Requirements
The lines from the top of the material through the line with "const NAV_H = 192;" are to be set down exactly. Leave the pictures out.
———
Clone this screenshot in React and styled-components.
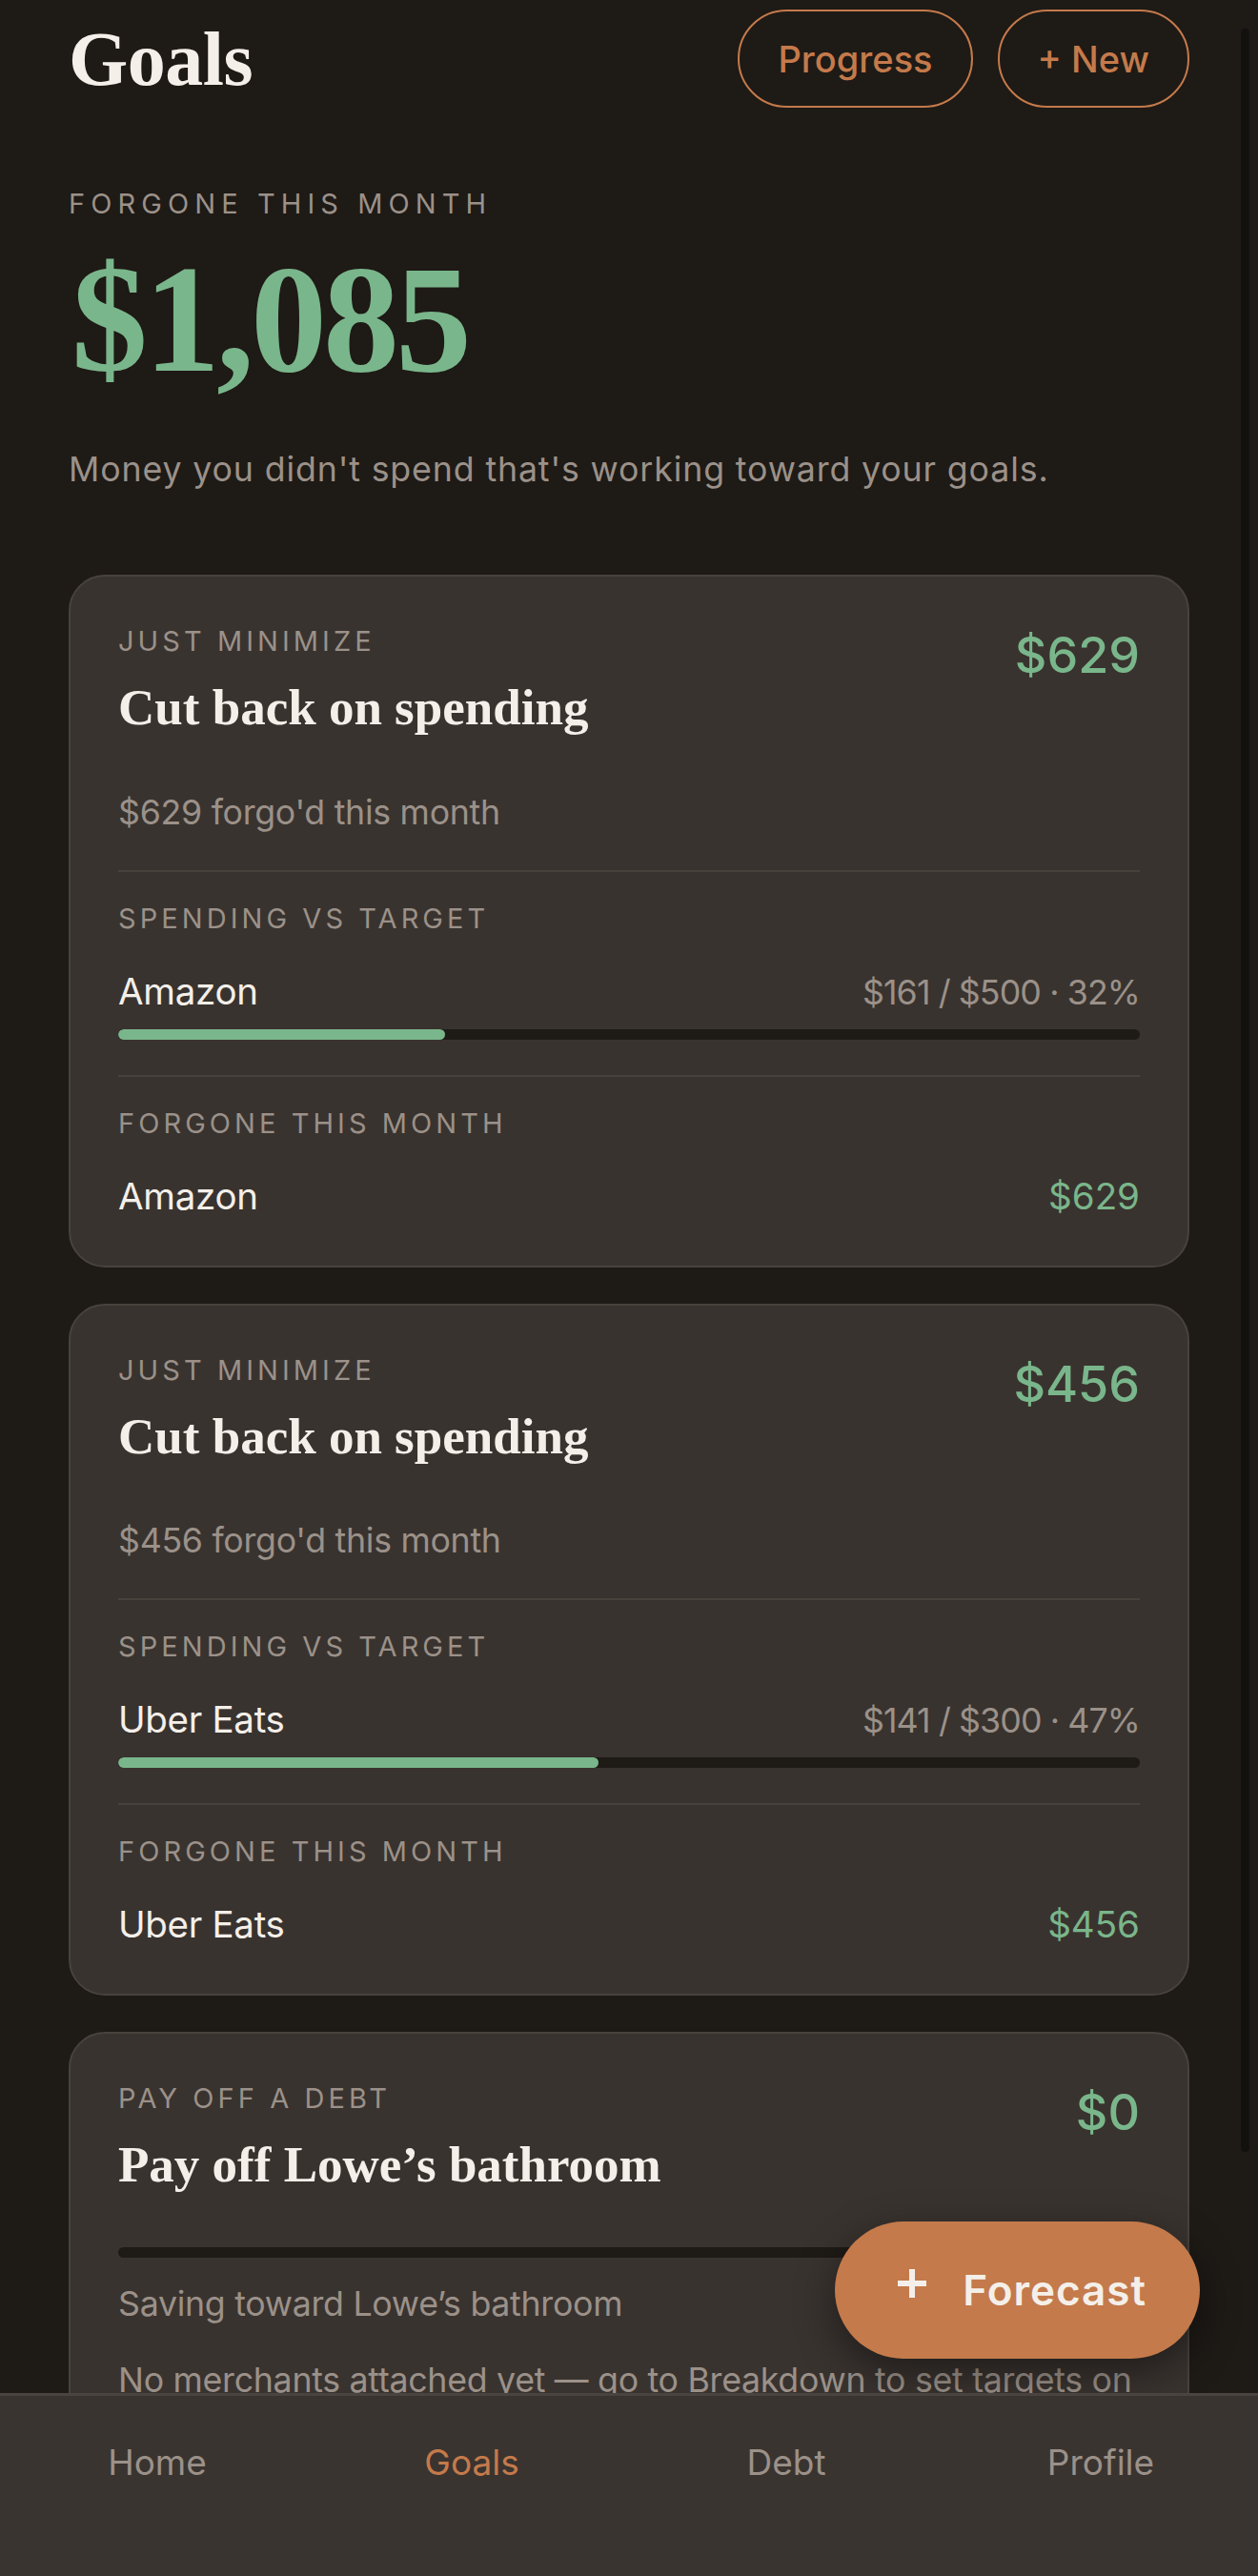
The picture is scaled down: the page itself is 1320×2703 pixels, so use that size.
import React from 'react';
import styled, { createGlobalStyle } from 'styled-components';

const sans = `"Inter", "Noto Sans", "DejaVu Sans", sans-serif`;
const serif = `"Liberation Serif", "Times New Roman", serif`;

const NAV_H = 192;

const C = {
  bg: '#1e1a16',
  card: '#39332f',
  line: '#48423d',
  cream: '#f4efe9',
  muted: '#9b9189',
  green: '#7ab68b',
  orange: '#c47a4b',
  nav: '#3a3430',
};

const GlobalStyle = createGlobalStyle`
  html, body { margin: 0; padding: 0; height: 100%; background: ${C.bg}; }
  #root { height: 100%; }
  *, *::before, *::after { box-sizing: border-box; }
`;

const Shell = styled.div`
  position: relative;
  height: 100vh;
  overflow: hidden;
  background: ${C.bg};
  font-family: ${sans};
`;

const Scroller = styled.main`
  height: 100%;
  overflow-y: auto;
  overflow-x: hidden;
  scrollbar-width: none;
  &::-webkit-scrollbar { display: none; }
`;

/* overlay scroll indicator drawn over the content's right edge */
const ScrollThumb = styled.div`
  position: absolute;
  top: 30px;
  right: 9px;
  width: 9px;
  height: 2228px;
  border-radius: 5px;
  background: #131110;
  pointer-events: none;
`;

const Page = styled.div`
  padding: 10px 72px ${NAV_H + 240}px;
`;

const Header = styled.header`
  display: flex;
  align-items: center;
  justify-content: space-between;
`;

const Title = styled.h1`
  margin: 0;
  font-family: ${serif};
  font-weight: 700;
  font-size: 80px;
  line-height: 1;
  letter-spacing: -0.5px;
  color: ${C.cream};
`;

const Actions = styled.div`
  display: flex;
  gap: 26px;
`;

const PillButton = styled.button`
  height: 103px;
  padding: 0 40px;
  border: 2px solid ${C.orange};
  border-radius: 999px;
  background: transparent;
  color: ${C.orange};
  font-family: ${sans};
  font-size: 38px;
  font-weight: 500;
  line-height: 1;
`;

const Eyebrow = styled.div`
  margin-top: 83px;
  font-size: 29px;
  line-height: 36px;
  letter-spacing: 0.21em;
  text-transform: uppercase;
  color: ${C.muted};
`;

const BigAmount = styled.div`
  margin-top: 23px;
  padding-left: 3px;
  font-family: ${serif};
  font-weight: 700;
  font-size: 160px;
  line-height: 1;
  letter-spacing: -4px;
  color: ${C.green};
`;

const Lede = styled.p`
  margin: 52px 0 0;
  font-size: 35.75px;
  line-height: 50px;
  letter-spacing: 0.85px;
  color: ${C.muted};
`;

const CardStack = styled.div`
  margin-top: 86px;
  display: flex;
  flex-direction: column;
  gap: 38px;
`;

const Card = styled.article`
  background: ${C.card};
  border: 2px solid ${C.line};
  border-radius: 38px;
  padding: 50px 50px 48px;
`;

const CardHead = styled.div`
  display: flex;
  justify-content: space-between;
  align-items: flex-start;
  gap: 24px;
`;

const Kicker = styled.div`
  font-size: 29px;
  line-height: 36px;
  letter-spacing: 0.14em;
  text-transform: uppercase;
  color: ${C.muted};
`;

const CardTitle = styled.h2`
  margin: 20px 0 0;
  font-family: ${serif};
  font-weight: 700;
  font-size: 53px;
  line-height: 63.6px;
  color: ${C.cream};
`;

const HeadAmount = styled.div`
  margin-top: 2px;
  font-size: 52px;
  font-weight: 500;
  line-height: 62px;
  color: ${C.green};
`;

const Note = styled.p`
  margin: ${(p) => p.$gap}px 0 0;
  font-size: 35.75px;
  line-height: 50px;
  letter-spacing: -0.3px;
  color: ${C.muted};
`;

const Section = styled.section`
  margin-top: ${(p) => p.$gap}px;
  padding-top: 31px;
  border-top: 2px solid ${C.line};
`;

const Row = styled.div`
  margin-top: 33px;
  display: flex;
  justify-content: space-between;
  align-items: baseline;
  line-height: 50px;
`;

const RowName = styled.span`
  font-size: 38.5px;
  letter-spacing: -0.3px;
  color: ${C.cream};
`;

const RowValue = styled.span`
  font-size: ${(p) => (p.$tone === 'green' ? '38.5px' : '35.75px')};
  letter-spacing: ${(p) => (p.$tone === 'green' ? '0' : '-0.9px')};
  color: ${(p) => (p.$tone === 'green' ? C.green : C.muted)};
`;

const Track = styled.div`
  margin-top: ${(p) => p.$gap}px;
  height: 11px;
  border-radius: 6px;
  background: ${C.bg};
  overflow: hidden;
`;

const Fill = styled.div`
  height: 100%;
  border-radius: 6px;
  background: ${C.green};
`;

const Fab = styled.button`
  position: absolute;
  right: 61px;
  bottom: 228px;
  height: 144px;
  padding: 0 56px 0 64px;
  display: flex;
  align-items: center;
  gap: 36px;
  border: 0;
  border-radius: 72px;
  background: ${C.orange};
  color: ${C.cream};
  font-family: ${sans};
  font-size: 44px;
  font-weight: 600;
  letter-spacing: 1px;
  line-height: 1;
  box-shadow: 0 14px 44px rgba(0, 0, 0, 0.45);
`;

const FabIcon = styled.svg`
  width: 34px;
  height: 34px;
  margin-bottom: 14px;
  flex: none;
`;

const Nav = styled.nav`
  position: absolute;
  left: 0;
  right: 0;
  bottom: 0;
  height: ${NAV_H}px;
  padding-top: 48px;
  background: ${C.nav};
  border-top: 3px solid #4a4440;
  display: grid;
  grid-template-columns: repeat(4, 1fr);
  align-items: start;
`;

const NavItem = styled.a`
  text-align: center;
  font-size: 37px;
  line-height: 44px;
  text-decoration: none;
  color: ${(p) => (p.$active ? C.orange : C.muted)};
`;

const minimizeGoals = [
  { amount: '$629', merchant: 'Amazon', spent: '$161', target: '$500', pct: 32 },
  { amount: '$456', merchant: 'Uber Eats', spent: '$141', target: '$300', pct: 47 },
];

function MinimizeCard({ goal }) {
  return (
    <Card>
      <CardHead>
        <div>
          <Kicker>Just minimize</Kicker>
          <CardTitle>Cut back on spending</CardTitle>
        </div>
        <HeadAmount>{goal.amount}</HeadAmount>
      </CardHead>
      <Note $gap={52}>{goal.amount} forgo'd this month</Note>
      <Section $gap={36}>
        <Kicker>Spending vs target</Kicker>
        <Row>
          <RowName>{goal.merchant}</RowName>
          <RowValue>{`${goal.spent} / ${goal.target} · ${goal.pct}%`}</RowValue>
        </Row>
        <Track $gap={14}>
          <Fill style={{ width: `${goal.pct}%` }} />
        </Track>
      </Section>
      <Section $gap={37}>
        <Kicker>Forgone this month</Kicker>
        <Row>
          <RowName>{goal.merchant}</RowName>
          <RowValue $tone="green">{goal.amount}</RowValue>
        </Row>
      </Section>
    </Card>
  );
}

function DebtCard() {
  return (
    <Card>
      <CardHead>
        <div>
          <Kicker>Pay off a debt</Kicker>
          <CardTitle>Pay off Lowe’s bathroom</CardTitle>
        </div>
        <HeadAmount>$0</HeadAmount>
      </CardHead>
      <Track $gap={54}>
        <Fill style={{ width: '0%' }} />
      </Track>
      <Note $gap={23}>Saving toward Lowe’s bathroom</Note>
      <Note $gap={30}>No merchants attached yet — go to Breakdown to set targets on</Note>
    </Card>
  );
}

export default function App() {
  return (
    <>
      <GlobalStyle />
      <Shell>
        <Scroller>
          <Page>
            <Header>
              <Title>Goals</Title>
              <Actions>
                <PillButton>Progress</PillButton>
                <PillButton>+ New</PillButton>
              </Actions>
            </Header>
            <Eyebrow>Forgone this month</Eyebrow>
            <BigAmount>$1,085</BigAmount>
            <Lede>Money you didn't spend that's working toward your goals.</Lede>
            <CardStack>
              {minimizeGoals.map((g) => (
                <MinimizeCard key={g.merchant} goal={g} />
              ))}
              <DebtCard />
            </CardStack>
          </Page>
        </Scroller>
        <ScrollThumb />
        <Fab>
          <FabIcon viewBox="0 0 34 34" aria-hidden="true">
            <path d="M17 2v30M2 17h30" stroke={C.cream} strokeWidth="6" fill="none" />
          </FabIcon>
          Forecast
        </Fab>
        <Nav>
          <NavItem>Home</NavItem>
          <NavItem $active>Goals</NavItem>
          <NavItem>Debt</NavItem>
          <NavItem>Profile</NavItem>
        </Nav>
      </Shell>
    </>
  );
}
———
Solution below
Clone this screenshot in React and styled-components.
The picture is scaled down: the page itself is 1320×2703 pixels, so use that size.
import React from 'react';
import styled, { createGlobalStyle } from 'styled-components';

const sans = `"Inter", "Noto Sans", "DejaVu Sans", sans-serif`;
const serif = `"Liberation Serif", "Times New Roman", serif`;

const NAV_H = 192;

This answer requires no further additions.